The non-invasive prenatal test (NIPT) will be rolled out by the NHS from 2018.
It should cut the number of women who need riskier diagnostic tests in pregnancy that can cause a miscarriage.
But critics fear the new test, although optional, may lead to more women aborting babies with Down's.
Down's syndrome is a genetic condition that typically causes some level of learning disability and characteristic physical features.
The NHS already offers screening to women 11 to 14 weeks into their pregnancy.
At the moment, an ultrasound scan, the mother's age and other factors such as smoking are combined to assess the likelihood of a baby having Down's.
Anyone with a greater than one-in-150 chance of giving birth to a baby with the condition is offered an amniocentesis, in which a needle is used to extract a sample of amniotic fluid surrounding the foetus for testing to get a clear diagnosis.
It is a risky procedure and most of the women who are referred for amniocentesis will not have a baby with Down's. Yet one in every 100 who has the test risks having a miscarriage.

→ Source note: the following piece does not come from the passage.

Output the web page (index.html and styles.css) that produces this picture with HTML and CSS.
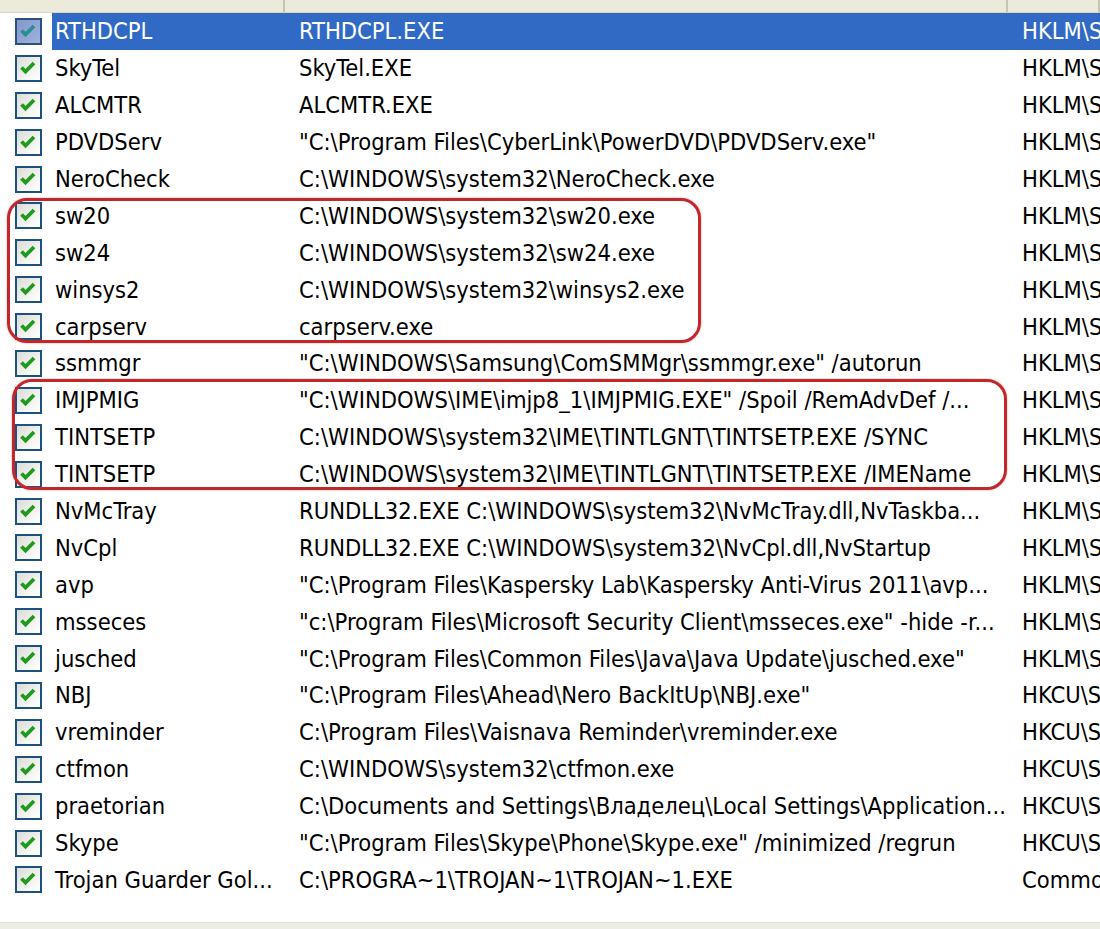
FILE: index.html
```html
<!DOCTYPE html>
<html lang="ru">
<head>
    <meta charset="UTF-8">
    <title>Автозагрузка</title>
    <link rel="stylesheet" href="styles.css">
</head>
<body>
    <div class="startup-list">
        <!-- Column headers (scrolled, only the bottom is visible) -->
        <div class="list-head">
            <div class="head-cell col-name"><span>Элемент автозагрузки</span></div>
            <div class="head-cell col-cmd"><span>Команда</span></div>
            <div class="head-cell col-loc"><span>Расположение</span></div>
        </div>

        <div class="list-body" id="rows"></div>

        <!-- Marked groups -->
        <div class="mark mark-first"></div>
        <div class="mark mark-second"></div>
    </div>
    <div class="scroll-edge"></div>

    <script src="app.js"></script>
</body>
</html>
```

FILE: styles.css
```css
:root {
    --select-color: #316ac5;
    --head-color: #ebeadb;
    --line-color: #c7c5b2;
    --mark-color: #c3262b;
    --row-height: 36.9px;
}

html, body {
    margin: 0;
    padding: 0;
    height: 100%;
}

body {
    display: flex;
    flex-direction: column;
    width: 1100px;
    height: 929px;
    overflow: hidden;
    background: #fff;
    color: #000;
    font-family: "DejaVu Sans Condensed", "DejaVu Sans", sans-serif;
    font-size: 23.5px;
}

.startup-list {
    position: relative;
    flex: 1;
    overflow: hidden;
}

/* Header */
.list-head {
    display: grid;
    grid-template-columns: 285px 723px 1fr;
    height: 13px;
    background: var(--head-color);
    border-bottom: 1px solid #d6d3bf;
    box-sizing: border-box;
}

.head-cell {
    overflow: hidden;
    white-space: nowrap;
    border-right: 2px solid var(--line-color);
    color: #000;
}

.head-cell span {
    display: block;
    line-height: 24px;
    margin-top: -25px;
}

.col-name span { padding-left: 12px; }
.col-cmd span { padding-left: 14px; }
.col-loc span { padding-left: 14px; }

/* Rows */
.row {
    display: grid;
    grid-template-columns: 285px 723px 1fr;
    height: var(--row-height);
    align-items: stretch;
}

.cell {
    display: flex;
    align-items: center;
    overflow: hidden;
    white-space: nowrap;
}

.cell-name {
    padding-left: 15px;
    gap: 10px;
}

.cell-name .label {
    display: flex;
    align-items: center;
    align-self: stretch;
    flex: 1;
    padding-left: 3px;
    overflow: hidden;
}

.cell-cmd,
.cell-loc {
    padding-left: 14px;
}

.row.selected .label,
.row.selected .cell-cmd,
.row.selected .cell-loc {
    background: var(--select-color);
    color: #fff;
}

/* XP style checkbox */
.check {
    flex: none;
    width: 27px;
    height: 27px;
    box-sizing: border-box;
    border: 2.5px solid #1c5180;
    background: linear-gradient(135deg, #dcdcd7, #f6f6f3 70%, #fff);
}

.check svg {
    display: block;
    width: 22px;
    height: 22px;
}

.check path {
    fill: none;
    stroke: #1f9a1f;
    stroke-width: 3.8;
}

.row.selected .check {
    border-color: #2b4e86;
    background: linear-gradient(135deg, #8197c9, #9fb3dd);
}

.row.selected .check path {
    stroke: #2a8f93;
}

/* Red marks around suspicious entries */
.mark {
    position: absolute;
    border: 3px solid var(--mark-color);
    border-radius: 20px;
    box-shadow: 0 0 2px rgba(195, 38, 43, 0.5);
}

.mark-first {
    left: 7px;
    top: 198px;
    width: 688px;
    height: 139px;
}

.mark-second {
    left: 12px;
    top: 379px;
    width: 989px;
    height: 105px;
}

.scroll-edge {
    height: 6px;
    background: #eeede5;
    border-top: 1px solid #e2e0d4;
}
```

FILE: app.js
```js
const HKLM = 'HKLM\\SOFTWARE\\Microsoft\\Windows\\CurrentVersion\\Run';
const HKCU = 'HKCU\\SOFTWARE\\Microsoft\\Windows\\CurrentVersion\\Run';

const startupItems = [
    ['RTHDCPL', 'RTHDCPL.EXE', HKLM],
    ['SkyTel', 'SkyTel.EXE', HKLM],
    ['ALCMTR', 'ALCMTR.EXE', HKLM],
    ['PDVDServ', '"C:\\Program Files\\CyberLink\\PowerDVD\\PDVDServ.exe"', HKLM],
    ['NeroCheck', 'C:\\WINDOWS\\system32\\NeroCheck.exe', HKLM],
    ['sw20', 'C:\\WINDOWS\\system32\\sw20.exe', HKLM],
    ['sw24', 'C:\\WINDOWS\\system32\\sw24.exe', HKLM],
    ['winsys2', 'C:\\WINDOWS\\system32\\winsys2.exe', HKLM],
    ['carpserv', 'carpserv.exe', HKLM],
    ['ssmmgr', '"C:\\WINDOWS\\Samsung\\ComSMMgr\\ssmmgr.exe" /autorun', HKLM],
    ['IMJPMIG', '"C:\\WINDOWS\\IME\\imjp8_1\\IMJPMIG.EXE" /Spoil /RemAdvDef /...', HKLM],
    ['TINTSETP', 'C:\\WINDOWS\\system32\\IME\\TINTLGNT\\TINTSETP.EXE /SYNC', HKLM],
    ['TINTSETP', 'C:\\WINDOWS\\system32\\IME\\TINTLGNT\\TINTSETP.EXE /IMEName', HKLM],
    ['NvMcTray', 'RUNDLL32.EXE C:\\WINDOWS\\system32\\NvMcTray.dll,NvTaskba...', HKLM],
    ['NvCpl', 'RUNDLL32.EXE C:\\WINDOWS\\system32\\NvCpl.dll,NvStartup', HKLM],
    ['avp', '"C:\\Program Files\\Kaspersky Lab\\Kaspersky Anti-Virus 2011\\avp...', HKLM],
    ['msseces', '"c:\\Program Files\\Microsoft Security Client\\msseces.exe" -hide -r...', HKLM],
    ['jusched', '"C:\\Program Files\\Common Files\\Java\\Java Update\\jusched.exe"', HKLM],
    ['NBJ', '"C:\\Program Files\\Ahead\\Nero BackItUp\\NBJ.exe"', HKCU],
    ['vreminder', 'C:\\Program Files\\Vaisnava Reminder\\vreminder.exe', HKCU],
    ['ctfmon', 'C:\\WINDOWS\\system32\\ctfmon.exe', HKCU],
    ['praetorian', 'C:\\Documents and Settings\\Владелец\\Local Settings\\Application...', HKCU],
    ['Skype', '"C:\\Program Files\\Skype\\Phone\\Skype.exe" /minimized /regrun', HKCU],
    ['Trojan Guarder Gol...', 'C:\\PROGRA~1\\TROJAN~1\\TROJAN~1.EXE', 'Common Startup']
];

const checkIcon = '<svg viewBox="0 0 22 22"><path d="M4.5 10.5 L8.5 14.5 L17 6"/></svg>';

function renderRows() {
    const container = document.getElementById('rows');
    startupItems.forEach(([name, command, location], index) => {
        const row = document.createElement('div');
        row.className = 'row' + (index === 0 ? ' selected' : '');
        row.innerHTML = `
            <div class="cell cell-name">
                <span class="check">${checkIcon}</span>
                <span class="label"></span>
            </div>
            <div class="cell cell-cmd"></div>
            <div class="cell cell-loc"></div>
        `;
        row.querySelector('.label').textContent = name;
        row.querySelector('.cell-cmd').textContent = command;
        row.querySelector('.cell-loc').textContent = location;
        container.appendChild(row);
    });
}

renderRows();
```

NIPT is a simple blood test that can more accurately inform women about the odds of their unborn child having Down's, or indeed other genetic disorders such as Edwards' and Patau's syndromes, before deciding whether or not to have
Experts estimate NIPT could avoid more than 6,000 of these invasive procedures each year. This means that there could be a reduction in the number of miscarriages related to amniocentesis from 46 to approximately three per year.
Some charities and patient organisations have welcomed the move, but others are concerned about the possible ramifications.
People with Down's syndrome, their families and campaign groups expressed anger at not being consulted before the decision to roll out the screening.
The Nuffield Council on Bioethics is currently considering the range of ethical issues raised by the new test and will publish its findings in early 2017.
Dr Anne Mackie, from the UK National Screening Committee, said: "We will closely manage the roll-out of non-invasive prenatal testing to give us a better understanding of the impact it has on the decisions women and their partners make following their test results.
"Key to ensuring we get this right is the work we are doing with patient groups, scientists and clinicians, to help us develop balanced informative resources for the public and health professionals."